[Entries with page source code]

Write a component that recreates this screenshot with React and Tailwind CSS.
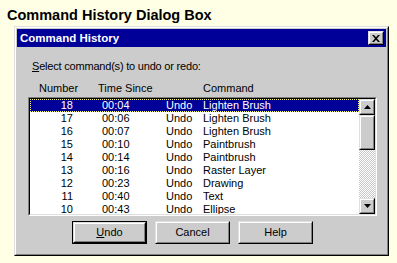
import React from 'react';

const rows = [
  ['18', '00:04', 'Lighten Brush'],
  ['17', '00:06', 'Lighten Brush'],
  ['16', '00:07', 'Lighten Brush'],
  ['15', '00:10', 'Paintbrush'],
  ['14', '00:14', 'Paintbrush'],
  ['13', '00:16', 'Raster Layer'],
  ['12', '00:23', 'Drawing'],
  ['11', '00:40', 'Text'],
  ['10', '00:43', 'Ellipse'],
];

// classic raised 3d frame
const Raised = ({ className = '', inner = '', children }) => (
  <div className={`border border-t-[#dfdfdf] border-l-[#dfdfdf] border-r-black border-b-black ${className}`}>
    <div className={`h-full border border-t-white border-l-white border-r-[#808080] border-b-[#808080] bg-[#cccccc] ${inner}`}>
      {children}
    </div>
  </div>
);

const Arrow = ({ up }) => (
  <svg width="7" height="4" viewBox="0 0 7 4">
    <path d={up ? 'M3.5 0 L7 4 L0 4 Z' : 'M0 0 L7 0 L3.5 4 Z'} fill="black" />
  </svg>
);

const Button = ({ children, def }) => (
  <div className={`w-[75px] h-[23px] ${def ? 'border border-black' : ''}`}>
    <Raised className="h-full" inner="flex items-center justify-center text-black">
      {children}
    </Raised>
  </div>
);

export default function App() {
  return (
    <div className="w-[397px] h-[263px] bg-[#ffffe6] pt-[6px] pl-[7px] overflow-hidden" style={{ fontFamily: '"Liberation Sans", Arial, sans-serif' }}>
      <h1 className="text-[14.5px] font-bold leading-[18px] text-black">Command History Dialog Box</h1>

      <Raised className="ml-[7px] mt-[2px] w-[375px] h-[230px]" inner="p-px flex flex-col text-[11px] leading-[13px] text-black">
        {/* title bar */}
        <div className="h-[18px] bg-[#000099] flex items-center justify-between pl-[3px] pr-[2px]">
          <span className="text-white font-bold text-[11.5px]">Command History</span>
          <Raised className="w-[16px] h-[14px]" inner="flex items-center justify-center">
            <svg width="8" height="7" viewBox="0 0 8 7">
              <path d="M0 0 L2 0 L4 2.3 L6 0 L8 0 L5 3.5 L8 7 L6 7 L4 4.7 L2 7 L0 7 L3 3.5 Z" fill="black" />
            </svg>
          </Raised>
        </div>

        <div className="pl-[11px] pr-[9px] pt-[13px]">
          <div className="pl-[4px] tracking-[-0.2px]"><span className="underline">S</span>elect command(s) to undo or redo:</div>

          {/* column headers */}
          <div className="flex mt-[9px]">
            <span className="ml-[11px] w-[59px]">Number</span>
            <span className="w-[105px]">Time Since</span>
            <span>Command</span>
          </div>

          {/* list box */}
          <div className="mt-[2px] h-[119px] w-[349px] border border-t-[#808080] border-l-[#808080] border-r-white border-b-white">
            <div className="h-full border border-t-black border-l-black border-r-[#dfdfdf] border-b-[#dfdfdf] bg-white flex">
              <div className="flex-1 overflow-hidden">
                {rows.map(([n, t, c], i) => (
                  <div
                    key={n}
                    className={`h-[13px] flex items-center border border-dotted ${i === 0 ? 'bg-[#000099] text-white border-[#ffff88]' : 'border-transparent'}`}
                  >
                    <span className="w-[42px] text-right">{n}</span>
                    <span className="ml-[29px] w-[64px]">{t}</span>
                    <span className="w-[37px]">Undo</span>
                    <span>{c}</span>
                  </div>
                ))}
              </div>
              {/* scrollbar */}
              <div className="w-[16px] flex flex-col bg-[repeating-conic-gradient(#c8c8c8_0_25%,#ffffff_0_50%)] bg-[length:2px_2px]">
                <Raised className="h-[16px]" inner="flex items-center justify-center"><Arrow up /></Raised>
                <Raised className="h-[35px]" />
                <div className="flex-1" />
                <Raised className="h-[16px]" inner="flex items-center justify-center"><Arrow /></Raised>
              </div>
            </div>
          </div>

          {/* buttons */}
          <div className="flex gap-[8px] mt-[5px] ml-[44px]">
            <Button def><span className="underline">U</span>ndo</Button>
            <Button>Cancel</Button>
            <Button>Help</Button>
          </div>
        </div>
      </Raised>
    </div>
  );
}
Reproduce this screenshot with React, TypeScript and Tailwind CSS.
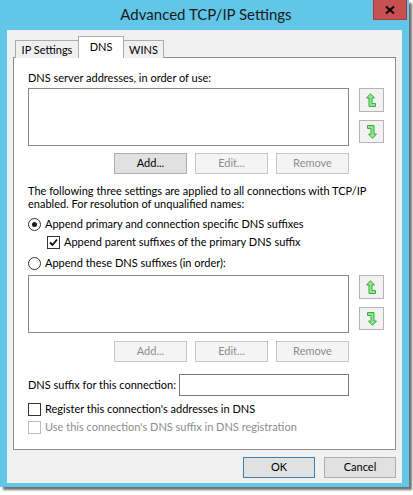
import React from "react";

const font = { fontFamily: 'Lato, "Noto Sans", sans-serif' };

function UpArrow() {
  return (
    <svg width="11" height="15" viewBox="0 0 11 15">
      <path
        d="M4.5 0.7 L8.5 5 L6 5 L6 10.5 L9.5 10.5 L9.5 13.5 L3 13.5 L3 5 L0.5 5 Z"
        fill="#8be88b"
        stroke="#3caa3c"
        strokeWidth="1"
      />
    </svg>
  );
}

function DownArrow() {
  return (
    <svg width="11" height="15" viewBox="0 0 11 15">
      <path
        d="M1.5 1.5 L8 1.5 L8 10 L10.5 10 L6.5 14.3 L2.5 10 L5 10 L5 4.5 L1.5 4.5 Z"
        fill="#8be88b"
        stroke="#3caa3c"
        strokeWidth="1"
      />
    </svg>
  );
}

function ArrowButtons() {
  return (
    <div className="flex flex-col w-[25px]">
      <div className="h-[24px] border border-[#b4b4b4] bg-[#f2f2f2] flex items-center justify-center">
        <UpArrow />
      </div>
      <div className="mt-[8px] h-[23px] border border-[#b4b4b4] bg-[#f2f2f2] flex items-center justify-center">
        <DownArrow />
      </div>
    </div>
  );
}

function Btn({ label, disabled }: { label: string; disabled?: boolean }) {
  return (
    <div
      className={`w-[73px] h-[21px] flex items-center justify-center border ${
        disabled
          ? "bg-[#f4f4f4] border-[#c6c6c6] text-[#8d8d8d]"
          : "bg-[#e1e1e1] border-[#adadad] text-black"
      }`}
    >
      {label}
    </div>
  );
}

function Radio({ checked }: { checked?: boolean }) {
  return (
    <div className="w-[13px] h-[13px] shrink-0 rounded-full border border-[#333] bg-white flex items-center justify-center">
      {checked && <div className="w-[5px] h-[5px] rounded-full bg-[#1a1a1a]" />}
    </div>
  );
}

function Check({ checked, disabled }: { checked?: boolean; disabled?: boolean }) {
  return (
    <div
      className={`w-[13px] h-[13px] shrink-0 border bg-white flex items-center justify-center ${
        disabled ? "border-[#bcbcbc]" : "border-[#333]"
      }`}
    >
      {checked && (
        <svg width="9" height="9" viewBox="0 0 9 9">
          <path d="M1 4.5 L3.5 7 L8 1.5" fill="none" stroke="#111" strokeWidth="1.8" />
        </svg>
      )}
    </div>
  );
}

function ListRow() {
  return (
    <div className="flex">
      <div className="w-[321px] h-[58px] border border-[#828790] bg-white" />
      <div className="ml-[10px]">
        <ArrowButtons />
      </div>
    </div>
  );
}

function ButtonsRow({ allDisabled }: { allDisabled?: boolean }) {
  return (
    <div className="w-[321px] flex justify-end gap-[8px]">
      <Btn label="Add..." disabled={allDisabled} />
      <Btn label="Edit..." disabled />
      <Btn label="Remove" disabled />
    </div>
  );
}

export default function App() {
  return (
    <div className="w-[413px] h-[495px] bg-white" style={font}>
      <div className="w-[409px] h-[487px] bg-[#62c6e9] shadow-[3px_3px_2px_rgba(0,0,0,0.55)] flex flex-col">
        {/* title bar */}
        <div className="relative h-[30px] flex items-center justify-center">
          <span className="text-[15px] text-[#1a1a1a] pl-[3px] pb-[1px]">Advanced TCP/IP Settings</span>
          <div className="absolute right-[2px] top-0 w-[34px] h-[20px] bg-[#c75050] border border-[#a23c3c] border-t-0 flex items-center justify-center">
            <svg width="10" height="8" viewBox="0 0 10 8">
              <path d="M1 0.5 L9 7.5 M9 0.5 L1 7.5" stroke="#000" strokeWidth="2" />
            </svg>
          </div>
        </div>

        {/* client */}
        <div className="mx-[7px] h-[453px] bg-[#f0f0f0] flex flex-col px-[6px] text-[11px] text-black whitespace-nowrap">
          {/* tabs */}
          <div className="flex items-end h-[27px] pl-[2px] relative z-10">
            <div className="h-[18px] w-[64px] border border-b-0 border-[#acacac] bg-[#f0f0f0] flex items-center justify-center mb-[-1px] pt-[1px]">
              IP Settings
            </div>
            <div className="h-[22px] w-[46px] -ml-[1px] border border-b-0 border-[#acacac] bg-white flex items-start justify-center pt-[2px] mb-[-1px]">
              DNS
            </div>
            <div className="h-[18px] w-[41px] -ml-[1px] border border-b-0 border-[#acacac] bg-[#f0f0f0] flex items-center justify-center mb-[-1px] pt-[1px]">
              WINS
            </div>
          </div>

          {/* panel */}
          <div className="h-[393px] border border-[#898c95] bg-white pl-[14px] pt-[12px] flex flex-col">
            <div className="h-[15px] leading-[15px]">DNS server addresses, in order of use:</div>
            <div className="mt-[3px]">
              <ListRow />
            </div>
            <div className="mt-[7px]">
              <ButtonsRow />
            </div>
            <div className="mt-[10px] leading-[13px] whitespace-normal w-[345px]">
              The following three settings are applied to all connections with TCP/IP
              <br />
              enabled. For resolution of unqualified names:
            </div>
            <div className="mt-[6px] h-[16px] flex items-center gap-[4px]">
              <Radio checked />
              <span>Append primary and connection specific DNS suffixes</span>
            </div>
            <div className="mt-[2px] h-[16px] flex items-center gap-[4px] pl-[19px]">
              <Check checked />
              <span>Append parent suffixes of the primary DNS suffix</span>
            </div>
            <div className="mt-[5px] h-[16px] flex items-center gap-[4px]">
              <Radio />
              <span>Append these DNS suffixes (in order):</span>
            </div>
            <div className="mt-[4px]">
              <ListRow />
            </div>
            <div className="mt-[8px]">
              <ButtonsRow allDisabled />
            </div>
            <div className="mt-[12px] h-[22px] flex items-center">
              <span className="w-[151px]">DNS suffix for this connection:</span>
              <div className="w-[170px] h-[22px] border border-[#7a7a7a] bg-white" />
            </div>
            <div className="mt-[5px] h-[16px] flex items-center gap-[4px]">
              <Check />
              <span>Register this connection's addresses in DNS</span>
            </div>
            <div className="mt-[2px] h-[16px] flex items-center gap-[4px] text-[#8d8d8d]">
              <Check disabled />
              <span>Use this connection's DNS suffix in DNS registration</span>
            </div>
          </div>

          {/* dialog buttons */}
          <div className="mt-[7px] flex justify-end gap-[9px] pr-[-1px]">
            <div className="w-[72px] h-[21px] flex items-center justify-center border border-[#3c7fb1] bg-[#e1e1e1]">OK</div>
            <div className="w-[72px] h-[21px] flex items-center justify-center border border-[#adadad] bg-[#e1e1e1]">Cancel</div>
          </div>
        </div>
      </div>
    </div>
  );
}
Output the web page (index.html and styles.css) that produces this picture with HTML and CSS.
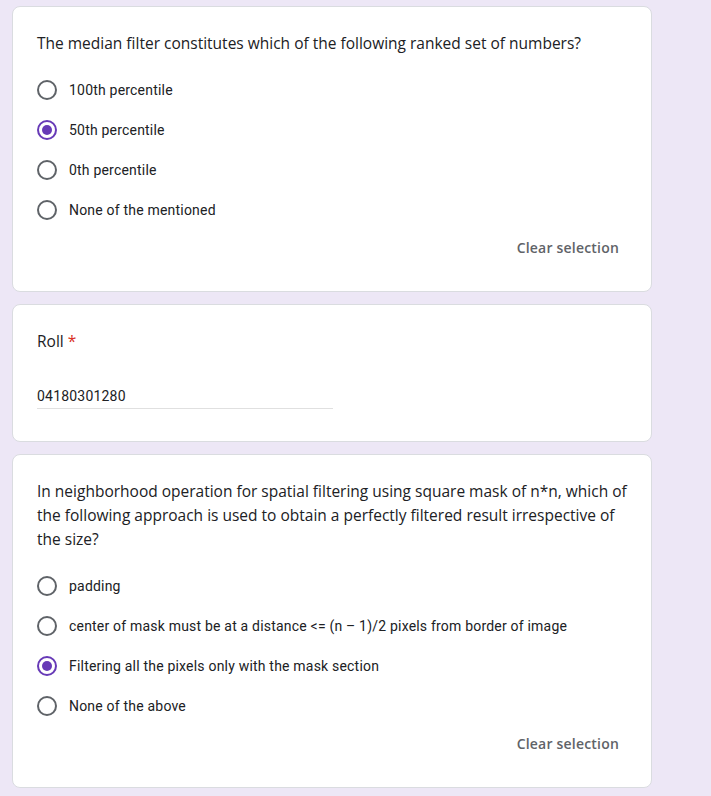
FILE: index.html
```html
<!DOCTYPE html>
<html lang="en">
<head>
<meta charset="utf-8">
<title>Form</title>
<link rel="stylesheet" href="styles.css">
</head>
<body>
<main class="page">
  <section class="card">
    <div class="title">The median filter constitutes which of the following ranked set of numbers?</div>
    <div class="options">
      <label class="option"><span class="radio"></span><span class="opt-text">100th percentile</span></label>
      <label class="option"><span class="radio checked"></span><span class="opt-text">50th percentile</span></label>
      <label class="option"><span class="radio"></span><span class="opt-text">0th percentile</span></label>
      <label class="option"><span class="radio"></span><span class="opt-text">None of the mentioned</span></label>
    </div>
    <div class="actions"><span class="clear">Clear selection</span></div>
  </section>

  <section class="card card-input">
    <div class="title">Roll <span class="req">*</span></div>
    <div class="input">04180301280</div>
  </section>

  <section class="card">
    <div class="title">In neighborhood operation for spatial filtering using square mask of n*n, which of the following approach is used to obtain a perfectly filtered result irrespective of the size?</div>
    <div class="options">
      <label class="option"><span class="radio"></span><span class="opt-text">padding</span></label>
      <label class="option"><span class="radio"></span><span class="opt-text">center of mask must be at a distance &lt;= (n – 1)/2 pixels from border of image</span></label>
      <label class="option"><span class="radio checked"></span><span class="opt-text">Filtering all the pixels only with the mask section</span></label>
      <label class="option"><span class="radio"></span><span class="opt-text">None of the above</span></label>
    </div>
    <div class="actions"><span class="clear">Clear selection</span></div>
  </section>
</main>
</body>
</html>
```

FILE: styles.css
```css
* { box-sizing: border-box; }
html, body { margin: 0; padding: 0; }
body {
  background: #ede7f6;
  font-family: Roboto, "Liberation Sans", sans-serif;
  color: #202124;
}
.page {
  padding: 6px 0 0 12px;
  width: 652px;
  display: flex;
  flex-direction: column;
  gap: 12px;
}
.card {
  background: #fff;
  border: 1px solid #dadce0;
  border-radius: 8px;
  padding: 24px 24px 25px 24px;
}
.title {
  font-family: "Open Sans", sans-serif;
  font-size: 15.5px;
  line-height: 24px;
  color: #202124;
  margin-right: -4px;
}
.req { color: #d93025; }
.options {
  margin-top: 15px;
  display: flex;
  flex-direction: column;
}
.option {
  height: 40px;
  display: flex;
  align-items: center;
  gap: 12px;
}
.radio {
  width: 20px;
  height: 20px;
  border: 2px solid #5f6368;
  border-radius: 50%;
  display: flex;
  align-items: center;
  justify-content: center;
  flex: none;
}
.radio.checked { border-color: #673ab7; }
.radio.checked::after {
  content: "";
  width: 10px;
  height: 10px;
  border-radius: 50%;
  background: #673ab7;
}
.opt-text {
  font-size: 14px;
  line-height: 20px;
  color: #202124;
  letter-spacing: .2px;
}
.actions {
  display: flex;
  justify-content: flex-end;
}
.clear {
  font-family: "Open Sans", sans-serif;
  font-weight: 600;
  font-size: 14px;
  color: #5f6368;
  height: 36px;
  line-height: 36px;
  padding: 0 8px;
  letter-spacing: .2px;
}
.card-input { padding-bottom: 32px; }
.input {
  margin-top: 32px;
  width: 296px;
  font-size: 14px;
  line-height: 23px;
  border-bottom: 1px solid #e0e0e0;
  letter-spacing: .2px;
}
```
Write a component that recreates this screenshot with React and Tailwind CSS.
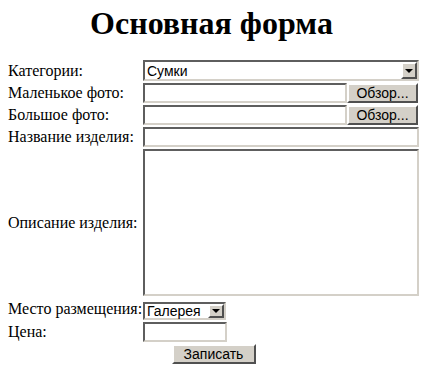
const inset =
  'border-2 border-t-[#5e5e5e] border-l-[#5e5e5e] border-b-[#d4d0c8] border-r-[#d4d0c8] bg-white';
const outset =
  'border-2 border-t-white border-l-white border-b-[#505050] border-r-[#505050] bg-[#d4d0c8]';

function DropArrow() {
  return (
    <div className={`${outset} w-[16px] h-full flex items-center justify-center`}>
      <div className="w-0 h-0 border-l-[4px] border-r-[4px] border-t-[4px] border-l-transparent border-r-transparent border-t-black" />
    </div>
  );
}

function FakeSelect({ value, className }) {
  return (
    <div className={`${inset} flex items-stretch ${className}`}>
      <div className="flex-1 pl-[2px] flex items-center text-[14px] leading-none text-black">{value}</div>
      <DropArrow />
    </div>
  );
}

function Label({ children }) {
  return (
    <div className="font-['Liberation_Serif',serif] text-[16px] leading-[18px] text-black whitespace-nowrap">
      {children}
    </div>
  );
}

export default function App() {
  return (
    <div className="w-[423px] h-[369px] bg-white overflow-hidden font-['Liberation_Serif',serif]">
      <h1 className="text-[32px] font-bold text-center leading-[37px] mt-[5px] mb-[18px] text-black">
        Основная форма
      </h1>
      <form
        className="ml-[8px] grid grid-cols-[135px_276px] gap-y-[2px] items-center font-['Liberation_Sans',sans-serif]"
        onSubmit={(e) => e.preventDefault()}
      >
        <Label>Категории:</Label>
        <FakeSelect value="Сумки" className="h-[21px] w-[276px]" />

        <Label>Маленькое фото:</Label>
        <div className="flex h-[20px]">
          <input type="text" className={`${inset} w-[204px] h-[20px] outline-none`} />
          <button type="button" className={`${outset} w-[71px] h-[20px] text-[14px] leading-none text-black`}>
            Обзор...
          </button>
        </div>

        <Label>Большое фото:</Label>
        <div className="flex h-[20px]">
          <input type="text" className={`${inset} w-[204px] h-[20px] outline-none`} />
          <button type="button" className={`${outset} w-[71px] h-[20px] text-[14px] leading-none text-black`}>
            Обзор...
          </button>
        </div>

        <Label>Название изделия:</Label>
        <input type="text" className={`${inset} w-[276px] h-[20px] outline-none`} />

        <Label>Описание изделия:</Label>
        <textarea className={`${inset} w-[276px] h-[147px] resize-none outline-none`} />

        <Label>Место размещения:</Label>
        <FakeSelect value="Галерея" className="h-[18px] w-[83px] mt-[4px]" />

        <Label>Цена:</Label>
        <input type="text" className={`${inset} w-[84px] h-[20px] outline-none`} />

        <div className="col-span-2 flex justify-center">
          <button type="submit" className={`${outset} w-[84px] h-[20px] text-[14px] leading-none text-black`}>
            Записать
          </button>
        </div>
      </form>
    </div>
  );
}
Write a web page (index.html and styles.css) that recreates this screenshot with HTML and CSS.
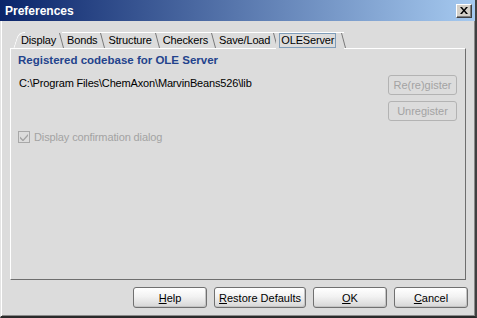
FILE: index.html
```html
<!DOCTYPE html>
<html lang="en">
<head>
  <meta charset="UTF-8" />
  <title>Preferences</title>
  <link rel="stylesheet" href="styles.css">
</head>
<body>
  <div class="pref-window">
    <div class="pref-title">
      <span class="pref-title-text">Preferences</span>
      <button class="pref-close" type="button">
        <svg width="8" height="7" viewBox="0 0 8 7">
          <path d="M0 0h2l2 2.5L6 0h2L5 3.5 8 7H6L4 4.5 2 7H0l3-3.5z" fill="#000"/>
        </svg>
      </button>
    </div>

    <div class="pref-tabs">
      <div class="tab tab-first">Display</div>
      <div class="tab">Bonds</div>
      <div class="tab">Structure</div>
      <div class="tab">Checkers</div>
      <div class="tab">Save/Load</div>
      <div class="tab tab-active"><span class="tab-focus">OLEServer</span></div>
    </div>

    <div class="pref-panel">
      <div class="panel-heading">Registered codebase for OLE Server</div>
      <div class="panel-row">
        <div class="panel-path">C:\Program Files\ChemAxon\MarvinBeans526\lib</div>
        <div class="panel-actions">
          <button class="btn-disabled" type="button" disabled>Re(re)gister</button>
          <button class="btn-disabled" type="button" disabled>Unregister</button>
        </div>
      </div>
      <label class="panel-check">
        <span class="check-box">
          <svg width="8" height="8" viewBox="0 0 8 8">
            <path d="M0 3.5l3 3 5-5.5v2L3 8.5 0 5.5z" fill="#a3a3a3"/>
          </svg>
        </span>
        Display confirmation dialog
      </label>
    </div>

    <div class="pref-footer">
      <button class="pref-button" type="button"><u>H</u>elp</button>
      <button class="pref-button" type="button"><u>R</u>estore Defaults</button>
      <button class="pref-button" type="button"><u>O</u>K</button>
      <button class="pref-button" type="button"><u>C</u>ancel</button>
    </div>
  </div>
</body>
</html>
```

FILE: styles.css
```css
* {
  margin: 0;
  padding: 0;
  box-sizing: border-box;
  font-family: 'Liberation Sans', Arial, sans-serif;
}

body {
  background-color: #dcdcdc;
}

.pref-window {
  width: 477px;
  height: 318px;
  background-color: #dcdcdc;
  border-left: 1px solid #e4e4e4;
  border-right: 2px solid #404040;
  border-bottom: 2px solid #2a2a2a;
  box-shadow: inset 1px 0 0 #ffffff, inset -1px -1px 0 #8a8a8a;
  display: flex;
  flex-direction: column;
}

.pref-title {
  height: 21px;
  margin-left: -1px;
  background: linear-gradient(to right, #0a246a, #a6caf0);
  display: flex;
  align-items: center;
  justify-content: space-between;
  padding: 0 3px 0 5px;
}

.pref-title-text {
  color: white;
  font-weight: bold;
  font-size: 12px;
}

.pref-close {
  width: 16px;
  height: 14px;
  background-color: #d4d0c8;
  border: 1px solid;
  border-color: #ffffff #404040 #404040 #ffffff;
  box-shadow: inset -1px -1px 0 #808080;
  display: flex;
  align-items: center;
  justify-content: center;
}

.pref-tabs {
  display: flex;
  margin: 11px 0 0 12px;
  height: 16px;
  position: relative;
  z-index: 1;
}

.tab {
  position: relative;
  height: 16px;
  padding: 1px 6px 0 5px;
  font-size: 11px;
  letter-spacing: -0.15px;
  color: #000;
  border-top: 1px solid #ffffff;
  line-height: 13px;
}

.tab::after {
  content: '';
  position: absolute;
  right: 2px;
  top: 0;
  width: 1px;
  height: 15px;
  background-color: #7a7a7a;
  transform: skewX(15deg);
  transform-origin: top;
}

.tab-first {
  border-top-color: transparent;
  padding-left: 8px;
}

.tab-first::before {
  content: '';
  position: absolute;
  left: 0;
  top: -1px;
  width: 6px;
  height: 16px;
  border-top: 1px solid #ffffff;
  border-left: 1px solid #ffffff;
  border-top-left-radius: 6px;
  transform: skewX(-18deg);
  transform-origin: bottom;
}

.tab-active {
  height: 17px;
  background-color: #dcdcdc;
  padding: 0 8px 0 3px;
}

.tab-focus {
  display: block;
  height: 15px;
  border: 1px solid #7f9db9;
  padding: 0 1px 0 1px;
  line-height: 12px;
}

.pref-panel {
  margin: 0 9px 0 9px;
  height: 232px;
  border-top: 1px solid #ffffff;
  border-left: 1px solid #ffffff;
  border-right: 1px solid #6e6e6e;
  border-bottom: 1px solid #6e6e6e;
  padding: 5px 8px 0 7px;
}

.panel-heading {
  color: #23438c;
  font-weight: bold;
  font-size: 11.5px;
  line-height: 13px;
}

.panel-row {
  display: flex;
  justify-content: space-between;
  margin-top: 8px;
}

.panel-path {
  font-size: 11px;
  letter-spacing: -0.16px;
  line-height: 13px;
  padding: 2px 0 0 1px;
  color: #000;
}

.panel-actions {
  display: flex;
  flex-direction: column;
  gap: 6px;
}

.btn-disabled {
  width: 69px;
  height: 20px;
  font-size: 11px;
  color: #a3a3a3;
  background-color: #dcdcdc;
  border: 1px solid #b3b3b3;
  border-radius: 3px;
}

.panel-check {
  display: flex;
  align-items: center;
  gap: 4px;
  margin-top: 10px;
  font-size: 11px;
  letter-spacing: -0.12px;
  color: #a3a3a3;
}

.check-box {
  width: 12px;
  height: 12px;
  border: 1px solid #a8a8a8;
  display: flex;
  align-items: center;
  justify-content: center;
}

.pref-footer {
  display: flex;
  justify-content: flex-end;
  gap: 7px;
  padding: 7px 7px 0 0;
}

.pref-button {
  width: 74px;
  height: 21px;
  font-size: 11px;
  color: #000;
  border: 1px solid #707070;
  border-radius: 3px;
  background: linear-gradient(to bottom, #ffffff, #f2f2f2 45%, #d6d6d6);
  box-shadow: inset -1px -1px 0 #c4c4c4;
}

.pref-button:nth-child(2) {
  width: 92px;
}
```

__SHORT PROBLEM__
Everything from the first line of the listing above through the line that contains "History Dialog Box</h1>" is to be restated word for word, minus the pictures.

__EXERCISE RESULT__
Write a component that recreates this screenshot with React and Tailwind CSS.
import React from 'react';

const rows = [
  ['18', '00:04', 'Lighten Brush'],
  ['17', '00:06', 'Lighten Brush'],
  ['16', '00:07', 'Lighten Brush'],
  ['15', '00:10', 'Paintbrush'],
  ['14', '00:14', 'Paintbrush'],
  ['13', '00:16', 'Raster Layer'],
  ['12', '00:23', 'Drawing'],
  ['11', '00:40', 'Text'],
  ['10', '00:43', 'Ellipse'],
];

// classic raised 3d frame
const Raised = ({ className = '', inner = '', children }) => (
  <div className={`border border-t-[#dfdfdf] border-l-[#dfdfdf] border-r-black border-b-black ${className}`}>
    <div className={`h-full border border-t-white border-l-white border-r-[#808080] border-b-[#808080] bg-[#cccccc] ${inner}`}>
      {children}
    </div>
  </div>
);

const Arrow = ({ up }) => (
  <svg width="7" height="4" viewBox="0 0 7 4">
    <path d={up ? 'M3.5 0 L7 4 L0 4 Z' : 'M0 0 L7 0 L3.5 4 Z'} fill="black" />
  </svg>
);

const Button = ({ children, def }) => (
  <div className={`w-[75px] h-[23px] ${def ? 'border border-black' : ''}`}>
    <Raised className="h-full" inner="flex items-center justify-center text-black">
      {children}
    </Raised>
  </div>
);

export default function App() {
  return (
    <div className="w-[397px] h-[263px] bg-[#ffffe6] pt-[6px] pl-[7px] overflow-hidden" style={{ fontFamily: '"Liberation Sans", Arial, sans-serif' }}>
      <h1 className="text-[14.5px] font-bold leading-[18px] text-black">Command History Dialog Box</h1>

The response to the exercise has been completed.